A. Small drop between close levels
B. A large drop between widely spaced levels
C. No drop at all
D. A sideways transition
B. A large drop between widely spaced levels
Larger energy-level differences (ΔE) emit higher-frequency, higher-energy photons, as shown in the emission diagrams.
Which phenomenon makes scanning tunneling microscopes (STM) possible?
A. Refraction
B. Tunneling
C. Nuclear fusion
D. Thermal motion
B. Tunneling
STM devices operate by measuring tunneling current between a sharp tip and a surface, relying on the quantum tunneling effect.
Quantum computing gains power because qubits can exist in:
A. Only two states
B. Randomized positions
C. Superposition of states
D. Only classical bits
C. Superposition of states
Qubits can hold multiple possible states at once via superposition, giving exponential computational power.
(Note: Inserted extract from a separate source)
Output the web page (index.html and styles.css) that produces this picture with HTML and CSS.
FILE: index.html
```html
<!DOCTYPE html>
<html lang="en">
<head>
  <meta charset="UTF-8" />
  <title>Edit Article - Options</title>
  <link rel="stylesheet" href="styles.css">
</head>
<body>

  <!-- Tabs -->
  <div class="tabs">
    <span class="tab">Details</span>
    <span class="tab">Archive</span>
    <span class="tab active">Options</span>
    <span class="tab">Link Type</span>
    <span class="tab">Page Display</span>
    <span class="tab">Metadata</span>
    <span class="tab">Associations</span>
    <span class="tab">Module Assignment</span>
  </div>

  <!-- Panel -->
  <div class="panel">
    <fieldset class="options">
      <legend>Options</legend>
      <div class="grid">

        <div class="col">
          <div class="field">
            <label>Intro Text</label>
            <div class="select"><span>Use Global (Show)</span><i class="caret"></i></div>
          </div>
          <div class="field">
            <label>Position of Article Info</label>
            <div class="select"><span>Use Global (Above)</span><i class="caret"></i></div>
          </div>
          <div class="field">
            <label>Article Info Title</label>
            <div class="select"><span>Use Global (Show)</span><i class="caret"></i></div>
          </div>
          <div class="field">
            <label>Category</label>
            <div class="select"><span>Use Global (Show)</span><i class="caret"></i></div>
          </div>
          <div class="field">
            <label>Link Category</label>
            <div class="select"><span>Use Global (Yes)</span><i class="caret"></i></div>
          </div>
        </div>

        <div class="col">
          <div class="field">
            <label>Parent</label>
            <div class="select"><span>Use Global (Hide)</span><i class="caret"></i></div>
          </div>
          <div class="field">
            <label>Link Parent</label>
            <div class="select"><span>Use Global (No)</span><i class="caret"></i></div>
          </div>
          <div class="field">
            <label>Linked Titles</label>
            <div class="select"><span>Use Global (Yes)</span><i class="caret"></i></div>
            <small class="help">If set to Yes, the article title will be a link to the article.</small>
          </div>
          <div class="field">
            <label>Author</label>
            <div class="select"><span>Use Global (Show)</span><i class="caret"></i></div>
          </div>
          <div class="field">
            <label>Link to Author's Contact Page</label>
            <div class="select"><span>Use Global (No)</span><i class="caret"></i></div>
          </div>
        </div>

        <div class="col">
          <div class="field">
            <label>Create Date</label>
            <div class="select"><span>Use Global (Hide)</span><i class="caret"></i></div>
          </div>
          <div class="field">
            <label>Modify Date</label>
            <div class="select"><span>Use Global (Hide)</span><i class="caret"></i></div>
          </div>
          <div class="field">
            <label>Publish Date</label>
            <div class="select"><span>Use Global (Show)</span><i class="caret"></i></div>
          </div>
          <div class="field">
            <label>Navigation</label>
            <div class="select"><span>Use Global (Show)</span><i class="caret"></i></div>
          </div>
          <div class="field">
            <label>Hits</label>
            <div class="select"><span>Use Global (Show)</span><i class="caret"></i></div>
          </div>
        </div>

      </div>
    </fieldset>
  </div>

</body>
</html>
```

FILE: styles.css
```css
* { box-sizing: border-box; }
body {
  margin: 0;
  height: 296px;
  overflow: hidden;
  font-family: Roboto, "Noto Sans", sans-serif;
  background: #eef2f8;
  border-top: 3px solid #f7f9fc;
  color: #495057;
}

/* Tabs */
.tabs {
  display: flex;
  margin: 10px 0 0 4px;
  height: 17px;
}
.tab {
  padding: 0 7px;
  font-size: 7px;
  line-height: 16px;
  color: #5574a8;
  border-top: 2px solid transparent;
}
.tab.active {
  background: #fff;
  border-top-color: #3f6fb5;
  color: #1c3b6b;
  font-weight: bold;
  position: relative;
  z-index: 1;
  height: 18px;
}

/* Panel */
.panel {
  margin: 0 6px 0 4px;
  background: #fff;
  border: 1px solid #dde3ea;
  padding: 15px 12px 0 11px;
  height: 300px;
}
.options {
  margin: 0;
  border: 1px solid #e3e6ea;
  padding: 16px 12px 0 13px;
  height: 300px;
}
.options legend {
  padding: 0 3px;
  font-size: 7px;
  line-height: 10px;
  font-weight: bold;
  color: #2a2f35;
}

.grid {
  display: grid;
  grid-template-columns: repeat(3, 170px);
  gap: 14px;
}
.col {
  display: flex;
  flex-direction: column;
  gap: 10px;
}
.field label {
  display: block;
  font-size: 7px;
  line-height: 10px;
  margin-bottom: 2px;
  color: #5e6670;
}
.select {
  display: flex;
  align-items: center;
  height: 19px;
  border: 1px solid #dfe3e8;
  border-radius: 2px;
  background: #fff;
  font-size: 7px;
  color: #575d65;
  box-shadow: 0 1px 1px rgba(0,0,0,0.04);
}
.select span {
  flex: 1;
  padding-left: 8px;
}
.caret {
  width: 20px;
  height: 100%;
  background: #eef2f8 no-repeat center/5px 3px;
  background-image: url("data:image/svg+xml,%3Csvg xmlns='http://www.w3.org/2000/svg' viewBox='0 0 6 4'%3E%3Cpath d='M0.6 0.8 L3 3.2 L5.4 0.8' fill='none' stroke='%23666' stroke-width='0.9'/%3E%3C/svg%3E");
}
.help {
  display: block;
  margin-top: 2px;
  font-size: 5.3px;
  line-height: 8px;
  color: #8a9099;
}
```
Which principle explains why electrons do NOT orbit the nucleus like planets?
A. Newton’s First Law
B. Pauli Exclusion Principle
C. Heisenberg Uncertainty Principle
D. Coulomb’s Law
C. Heisenberg Uncertainty Principle
The Heisenberg Uncertainty Principle prevents electrons from having both a precise position near the nucleus and a well-defined momentum, eliminating the idea of fixed planetary orbits.
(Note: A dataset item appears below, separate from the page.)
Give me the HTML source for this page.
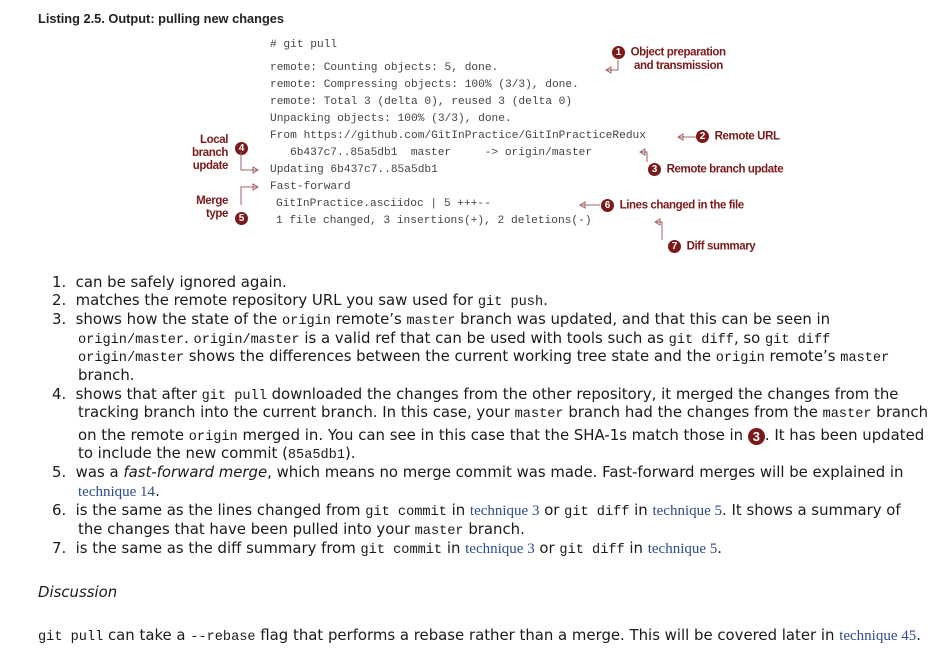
<!DOCTYPE html>
<html><head><meta charset="utf-8"><style>
body{margin:0;width:951px;height:651px;background:#fff;position:relative;overflow:hidden;font-family:"DejaVu Sans","Liberation Sans",sans-serif;color:#1a1a1a}
.a{position:absolute;white-space:nowrap}
.t{font-size:14.9px;line-height:18px}
.c{font-family:"Liberation Mono",monospace;font-size:11.2px;color:#444}
.m{font-family:"Liberation Mono",monospace;font-size:13.6px}
.l{font-family:"Liberation Serif",serif;color:#2d4c8c;font-size:15px}
.n{font-family:"Liberation Sans",sans-serif;font-weight:bold;color:#7a1a1a;font-size:11.5px;line-height:13px;letter-spacing:-0.4px}
.b{display:inline-block;width:13px;height:13px;border-radius:50%;background:#7a1a1a;color:#fff;font:bold 10px/13px "Liberation Sans",sans-serif;text-align:center;vertical-align:middle;letter-spacing:0}
</style></head><body>
<div class="a" style="left:38px;top:11px;font:bold 12.8px 'Liberation Sans',sans-serif;color:#222">Listing 2.5. Output: pulling new changes</div>

<div class="a c" style="left:270px;top:39px">#&nbsp;git pull</div>
<div class="a c" style="left:270px;top:62px">remote: Counting objects: 5, done.</div>
<div class="a c" style="left:270px;top:79px">remote: Compressing objects: 100% (3/3), done.</div>
<div class="a c" style="left:270px;top:96px">remote: Total 3 (delta 0), reused 3 (delta 0)</div>
<div class="a c" style="left:270px;top:113px">Unpacking objects: 100% (3/3), done.</div>
<div class="a c" style="left:270px;top:130px">From https://github.com/GitInPractice/GitInPracticeRedux</div>
<div class="a c" style="left:290px;top:147px">6b437c7..85a5db1&nbsp; master&nbsp;&nbsp;&nbsp;&nbsp; -&gt; origin/master</div>
<div class="a c" style="left:270px;top:164px">Updating 6b437c7..85a5db1</div>
<div class="a c" style="left:270px;top:181px">Fast-forward</div>
<div class="a c" style="left:276px;top:198px">GitInPractice.asciidoc | 5 +++--</div>
<div class="a c" style="left:276px;top:215px">1 file changed, 3 insertions(+), 2 deletions(-)</div>

<div class="a n" style="left:612px;top:46px"><span class="b">1</span>&nbsp; Object preparation</div>
<div class="a n" style="left:634px;top:60px">and transmission</div>
<div class="a n" style="left:696px;top:130px"><span class="b">2</span>&nbsp; Remote URL</div>
<div class="a n" style="left:648px;top:163px"><span class="b">3</span>&nbsp; Remote branch update</div>
<div class="a n" style="left:601px;top:199px"><span class="b">6</span>&nbsp; Lines changed in the file</div>
<div class="a n" style="left:668px;top:240px"><span class="b">7</span>&nbsp; Diff summary</div>
<div class="a n" style="left:188px;top:134px;text-align:right;width:40px">Local<br>branch<br>update</div>
<div class="a" style="left:235px;top:138px"><span class="b">4</span></div>
<div class="a n" style="left:188px;top:195px;text-align:right;width:40px">Merge<br>type</div>
<div class="a" style="left:235px;top:208px"><span class="b">5</span></div>

<svg class="a" style="left:0;top:0" width="951" height="270" fill="none" stroke="#a06060" stroke-width="1">
<path d="M618 60v10h-12M606 70l5-3v6z"/>
<path d="M696 137h-18M678 137l5-3v6z"/>
<path d="M640 152h7v10M640 152l5-3v6z"/>
<path d="M600 205h-20M580 205l5-3v6z"/>
<path d="M662 222v18M655 222h7M655 222l5-3v6z"/>
<path d="M241 152v18h17M258 170l-5-3v6z"/>
<path d="M241 205v-18h17M258 187l-5-3v6z"/>
</svg>

<div class="a t" style="left:52px;top:273px">1.&nbsp; can be safely ignored again.</div>
<div class="a t" style="left:52px;top:291px">2.&nbsp; matches the remote repository URL you saw used for <span class="m">git push</span>.</div>
<div class="a t" style="left:52px;top:310px">3.&nbsp; shows how the state of the <span class="m">origin</span> remote’s <span class="m">master</span> branch was updated, and that this can be seen in</div>
<div class="a t" style="left:78px;top:329px"><span class="m">origin/master</span>. <span class="m">origin/master</span> is a valid ref that can be used with tools such as <span class="m">git diff</span>, so <span class="m">git diff</span></div>
<div class="a t" style="left:78px;top:347px"><span class="m">origin/master</span> shows the differences between the current working tree state and the <span class="m">origin</span> remote’s <span class="m">master</span></div>
<div class="a t" style="left:78px;top:366px">branch.</div>
<div class="a t" style="left:52px;top:385px">4.&nbsp; shows that after <span class="m">git pull</span> downloaded the changes from the other repository, it merged the changes from the</div>
<div class="a t" style="left:78px;top:403px">tracking branch into the current branch. In this case, your <span class="m">master</span> branch had the changes from the <span class="m">master</span> branch</div>
<div class="a t" style="left:78px;top:426px">on the remote <span class="m">origin</span> merged in. You can see in this case that the SHA-1s match those in <span class="b" style="width:17px;height:17px;font-size:13px;line-height:17px">3</span>. It has been updated</div>
<div class="a t" style="left:78px;top:444px">to include the new commit (<span class="m">85a5db1</span>).</div>
<div class="a t" style="left:52px;top:463px">5.&nbsp; was a <i>fast-forward merge</i>, which means no merge commit was made. Fast-forward merges will be explained in</div>
<div class="a t" style="left:78px;top:482px"><span class="l">technique 14</span>.</div>
<div class="a t" style="left:52px;top:501px">6.&nbsp; is the same as the lines changed from <span class="m">git commit</span> in <span class="l">technique 3</span> or <span class="m">git diff</span> in <span class="l">technique 5</span>. It shows a summary of</div>
<div class="a t" style="left:78px;top:520px">the changes that have been pulled into your <span class="m">master</span> branch.</div>
<div class="a t" style="left:52px;top:539px">7.&nbsp; is the same as the diff summary from <span class="m">git commit</span> in <span class="l">technique 3</span> or <span class="m">git diff</span> in <span class="l">technique 5</span>.</div>
<div class="a t" style="left:38px;top:583px"><i>Discussion</i></div>
<div class="a t" style="left:38px;top:626px"><span class="m">git pull</span> can take a <span class="m">--rebase</span> flag that performs a rebase rather than a merge. This will be covered later in <span class="l">technique 45</span>.</div>
</body></html>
If an electron’s wavelength decreases, what must have increased?
A. Frequency only
B. Momentum
C. Energy level spacing
D. Its charge
B. Momentum
A smaller de Broglie wavelength means the momentum (mv) has increased, since λ = h / p shows an inverse relationship.
What determines the color of light emitted from an LED?
A. Voltage
B. Speed of electrons
C. Band gap energy
D. Shape of the diode
C. Band gap energy
The LED color corresponds to the semiconductor’s band-gap energy—the energy released when electrons transition between bands.
Entangled particles:
A. Lose all energy
B. Have identical mass
C. Share a linked quantum state
D. Move at the same speed
C. Share a linked quantum state
Entangled particles share one connected quantum state, so measuring one instantly determines the state of the other.
Quantum simulation is powerful because it allows computers to:
A. Create artificial atoms
B. Model quantum systems using quantum rules directly
C. Increase speed of classical processors
D. Replace electrons with photons
B. Model quantum systems using quantum rules directly
Classical computers struggle to simulate quantum interactions, but quantum simulators behave like the systems they model, making the process exponentially more efficient.